And so with the bikes handling greatly improved, the V6 was entered in the 1978 Bol'D'or, the riders were Nico Cereghini and Carlo Perugini. It was mean, but by no means lean scaling in at 236kg ready to race, although this could easily have been reduced with the development that sadly never came. The bulk was well concealed however, the bike being impressively compact.
The revised swingarm and twin magnesium Marzocchi rear shock absorbers were obvious, but many other details had also changed. The seat structure carrying the engine oil beneath the rider was now a load-bearing member of the chassis, supporting the rear shocks. Five-spoke 18" magnesium wheels from Campagnolo helped reduce the weight, while the engine had been developed with numerous small changes including 34mm carburetors. The bodywork was quite different with a larger, more square tank for greater capacity and a re-styled three-quarter fairing finishing just under the cylinder heads with large air scoops each side. Massive twin headlights protruded from the fairing giving a very aggressive goggle-eyed look.
Out on the track, the riders continued to struggle with the rear suspension, the rear end hopping under brakes and suffering very high rear tyre wear. None the less the engine was performing well and after eight and a half hours the bike was running in 23rd position when the universal joint at the exit of the gearbox failed, ending their race.

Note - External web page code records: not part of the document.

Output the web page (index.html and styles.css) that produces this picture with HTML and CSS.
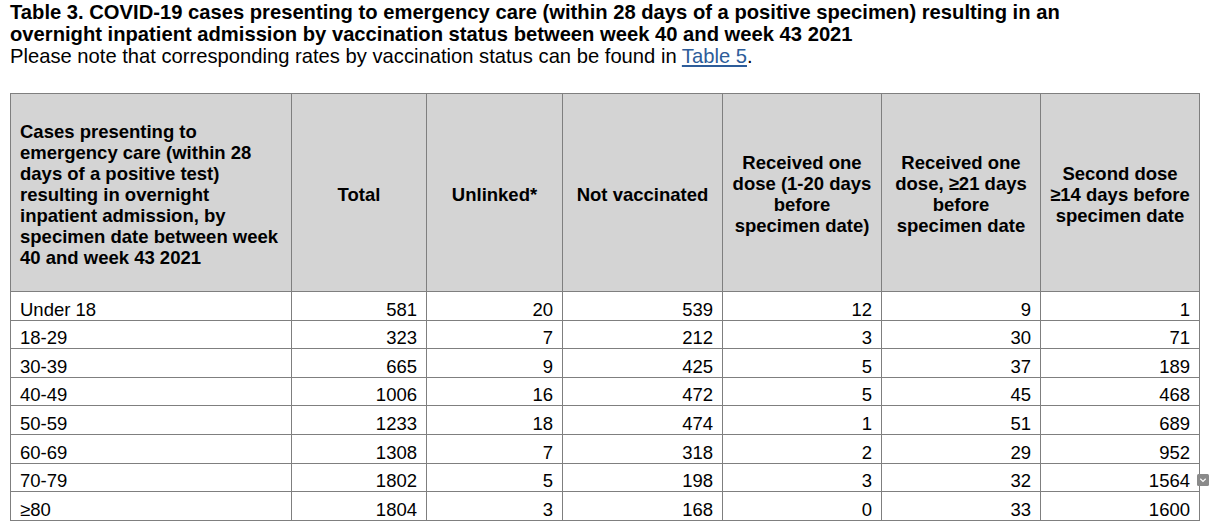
FILE: index.html
```html
<!DOCTYPE html>
<html>
<head>
<meta charset="utf-8">
<link rel="stylesheet" href="styles.css">
</head>
<body>
<div class="page">
  <h1 class="title">Table 3. COVID-19 cases presenting to emergency care (within 28 days of a positive specimen) resulting in an overnight inpatient admission by vaccination status between week 40 and week 43 2021</h1>
  <p class="note">Please note that corresponding rates by vaccination status can be found in <a class="link" href="#">Table 5</a>.</p>
  <table class="data">
    <colgroup>
      <col class="c1"><col class="c2"><col class="c3"><col class="c4"><col class="c5"><col class="c6"><col class="c7">
    </colgroup>
    <thead>
      <tr>
        <th class="first">Cases presenting to emergency care (within 28 days of a positive test) resulting in overnight inpatient admission, by specimen date between week 40 and week 43 2021</th>
        <th>Total</th>
        <th>Unlinked*</th>
        <th>Not vaccinated</th>
        <th>Received one dose (1-20 days before specimen date)</th>
        <th>Received one dose, ≥21 days before specimen date</th>
        <th>Second dose ≥14 days before specimen date</th>
      </tr>
    </thead>
    <tbody>
      <tr><td>Under 18</td><td>581</td><td>20</td><td>539</td><td>12</td><td>9</td><td>1</td></tr>
      <tr><td>18-29</td><td>323</td><td>7</td><td>212</td><td>3</td><td>30</td><td>71</td></tr>
      <tr><td>30-39</td><td>665</td><td>9</td><td>425</td><td>5</td><td>37</td><td>189</td></tr>
      <tr><td>40-49</td><td>1006</td><td>16</td><td>472</td><td>5</td><td>45</td><td>468</td></tr>
      <tr><td>50-59</td><td>1233</td><td>18</td><td>474</td><td>1</td><td>51</td><td>689</td></tr>
      <tr><td>60-69</td><td>1308</td><td>7</td><td>318</td><td>2</td><td>29</td><td>952</td></tr>
      <tr><td>70-79</td><td>1802</td><td>5</td><td>198</td><td>3</td><td>32</td><td class="has-menu">1564<span class="menu-btn"><svg width="12" height="12" viewBox="0 0 12 12"><rect x="0" y="0" width="12" height="12" rx="1.5" fill="#8a8a8a"/><path d="M3.3 4.8 L6 7.4 L8.7 4.8" fill="none" stroke="#ffffff" stroke-width="1.2"/></svg></span></td></tr>
      <tr><td>≥80</td><td>1804</td><td>3</td><td>168</td><td>0</td><td>33</td><td>1600</td></tr>
    </tbody>
  </table>
</div>
</body>
</html>
```

FILE: styles.css
```css
html, body {
  margin: 0;
  padding: 0;
  background: #ffffff;
}
.page {
  padding: 1px 10px 0 10px;
  font-family: "Liberation Sans", Arial, sans-serif;
  color: #000000;
}
.title {
  margin: 0;
  font-size: 20.2px;
  line-height: 22px;
  font-weight: bold;
  width: 1100px;
}
.note {
  margin: 0;
  font-size: 20.2px;
  line-height: 22px;
}
.link {
  color: #2d5c99;
  text-decoration: underline;
}
.data {
  margin-top: 26px;
  border-collapse: collapse;
  table-layout: fixed;
  width: 1190px;
  font-size: 18.5px;
}
.c1 { width: 281px; }
.c2 { width: 135px; }
.c3 { width: 136px; }
.c4 { width: 160px; }
.c5 { width: 159px; }
.c6 { width: 159px; }
.c7 { width: 159px; }
.data th, .data td {
  border: 1px solid #7f7f7f;
}
.data th {
  background: #d4d4d4;
  font-weight: bold;
  font-size: 18.5px;
  line-height: 21px;
  text-align: center;
  vertical-align: middle;
  height: 198px;
  padding: 3px 6px 0 6px;
  box-sizing: border-box;
}
.data th.first {
  text-align: left;
  padding: 3px 9px 0 9px;
}
.data td {
  height: 27.6px;
  padding: 0 9px;
  line-height: 20px;
  text-align: right;
  vertical-align: bottom;
}
.data td:first-child {
  text-align: left;
}
.has-menu {
  position: relative;
}
.menu-btn {
  position: absolute;
  right: -10px;
  top: 10px;
  width: 12px;
  height: 12px;
  display: block;
  line-height: 0;
}
```
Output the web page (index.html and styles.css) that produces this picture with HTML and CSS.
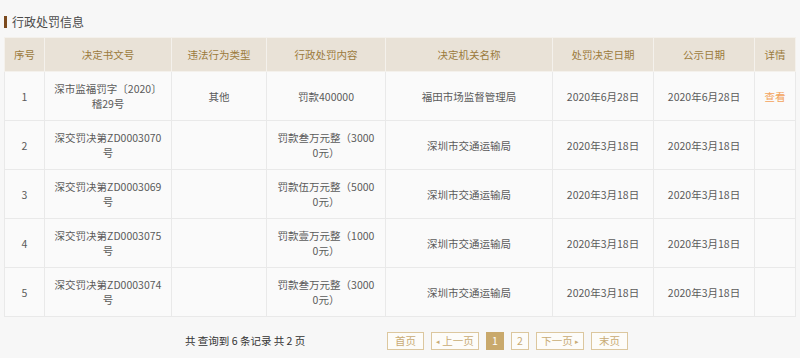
FILE: index.html
```html
<!DOCTYPE html>
<html lang="zh-CN">
<head>
<meta charset="utf-8">
<title>行政处罚信息</title>
<link rel="stylesheet" href="styles.css">
</head>
<body>
<div class="page">
  <h2 class="title">行政处罚信息</h2>
  <table class="grid">
    <colgroup>
      <col class="c1"><col class="c2"><col class="c3"><col class="c4"><col class="c5"><col class="c6"><col class="c7"><col class="c8">
    </colgroup>
    <thead>
      <tr>
        <th>序号</th><th>决定书文号</th><th>违法行为类型</th><th>行政处罚内容</th><th>决定机关名称</th><th>处罚决定日期</th><th>公示日期</th><th>详情</th>
      </tr>
    </thead>
    <tbody>
      <tr>
        <td>1</td><td class="doc">深市监福罚字〔2020〕稽29号</td><td>其他</td><td>罚款400000</td><td>福田市场监督管理局</td><td>2020年6月28日</td><td>2020年6月28日</td><td><a class="view" href="#">查看</a></td>
      </tr>
      <tr>
        <td>2</td><td class="doc">深交罚决第ZD0003070号</td><td></td><td>罚款叁万元整（30000元）</td><td>深圳市交通运输局</td><td>2020年3月18日</td><td>2020年3月18日</td><td></td>
      </tr>
      <tr>
        <td>3</td><td class="doc">深交罚决第ZD0003069号</td><td></td><td>罚款伍万元整（50000元）</td><td>深圳市交通运输局</td><td>2020年3月18日</td><td>2020年3月18日</td><td></td>
      </tr>
      <tr>
        <td>4</td><td class="doc">深交罚决第ZD0003075号</td><td></td><td>罚款壹万元整（10000元）</td><td>深圳市交通运输局</td><td>2020年3月18日</td><td>2020年3月18日</td><td></td>
      </tr>
      <tr>
        <td>5</td><td class="doc">深交罚决第ZD0003074号</td><td></td><td>罚款叁万元整（30000元）</td><td>深圳市交通运输局</td><td>2020年3月18日</td><td>2020年3月18日</td><td></td>
      </tr>
    </tbody>
  </table>
  <div class="pager">
    <div class="summary">共 查询到 6 条记录 共 2 页</div>
    <div class="pages">
      <a class="pbtn w37" href="#">首页</a>
      <a class="pbtn w48" href="#"><span class="arr">◂</span>上一页</a>
      <a class="pbtn num active" href="#">1</a>
      <a class="pbtn num" href="#">2</a>
      <a class="pbtn w48" href="#">下一页<span class="arr">▸</span></a>
      <a class="pbtn w37" href="#">末页</a>
    </div>
  </div>
</div>
</body>
</html>
```
FILE: styles.css
```css
html, body {
  margin: 0;
  padding: 0;
  background: #f7f7f7;
}
body {
  font-family: "Noto Sans CJK SC", "Noto Sans", sans-serif;
  color: #555;
}
.page {
  padding: 15px 5px 0 4px;
}
.title {
  margin: 0 0 8px 0;
  height: 14px;
  display: flex;
  align-items: center;
  gap: 5px;
  font-size: 12px;
  font-weight: normal;
  color: #4a4a4a;
  line-height: 14px;
}
.title::before {
  content: "";
  width: 3px;
  height: 12px;
  background: #7b4a1e;
}
.grid {
  width: 791px;
  border-collapse: collapse;
  table-layout: fixed;
  font-size: 10.5px;
}
.c1 { width: 40px; }
.c2 { width: 127px; }
.c3 { width: 95px; }
.c4 { width: 119px; }
.c5 { width: 167px; }
.c6 { width: 101px; }
.c7 { width: 101px; }
.c8 { width: 41px; }
.grid th {
  height: 33px;
  padding: 0 4px;
  background: #e9e2d7;
  color: #9b7a3c;
  font-weight: normal;
  border: 1px solid #f4f1ec;
  line-height: 15px;
}
.grid td {
  height: 30px;
  padding: 9px 10px;
  background: #fafafa;
  border: 1px solid #e9e9e9;
  text-align: center;
  line-height: 15px;
  color: #5a5a5a;
  word-break: break-all;
}
.grid td.doc {
  padding: 9px 5px;
}
.grid td:first-child {
  padding: 9px 2px;
}
.grid td:last-child {
  padding: 9px 2px;
}
.view {
  color: #f3a35a;
  text-decoration: none;
}
.pager {
  display: flex;
  align-items: center;
  height: 40px;
  padding-left: 181px;
}
.summary {
  width: 202px;
  font-size: 10.5px;
  color: #333;
  padding-top: 6px;
}
.pages {
  display: flex;
  gap: 7px;
  padding-top: 8px;
}
.pbtn {
  box-sizing: border-box;
  height: 18px;
  border: 1px solid #dcc79e;
  background: #fdfcf9;
  color: #c8ab74;
  font-size: 10.5px;
  line-height: 16px;
  text-decoration: none;
  display: flex;
  align-items: center;
  justify-content: center;
  gap: 2px;
}
.w37 { width: 37px; }
.w48 { width: 48px; }
.num { width: 18px; }
.pbtn.active {
  background: #c9a96c;
  border-color: #c9a96c;
  color: #fff;
}
.arr {
  font-size: 7px;
  color: #c8ab74;
}
```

The team had predicted a life of around 9 hours for the joint - there was simply nothing available at the time which could stand up to the punishment dealt out by Alfieri's brutally powerful engine.
The joint could easily have been replaced but would only have failed again so the decision was made to retire and work on a revised bike for the next season. However Laverda did not leave empty handed, gaining the highest four-stroke top speed of the meeting at 283km/h- an almost unbelievable 31km/h faster than the best works Honda RCB1000! The Laverda was the talk of the paddock, and it had shown a good glimpse of its potential.
Unfortunately for the motorcycling world, that potential was never realised. In response to the blazing speed of the Laverda, and the emergence of six-cylinder bikes from Honda and Kawasaki, endurance racing rules were changed for 1979 to exclude six cylinder machines. The incredible machine had effectively been made redundant at the stroke of a pen. It was a dreadful blow for the small Laverda company.
Further development was cancelled, the mighty Vee Six was project was scuttled.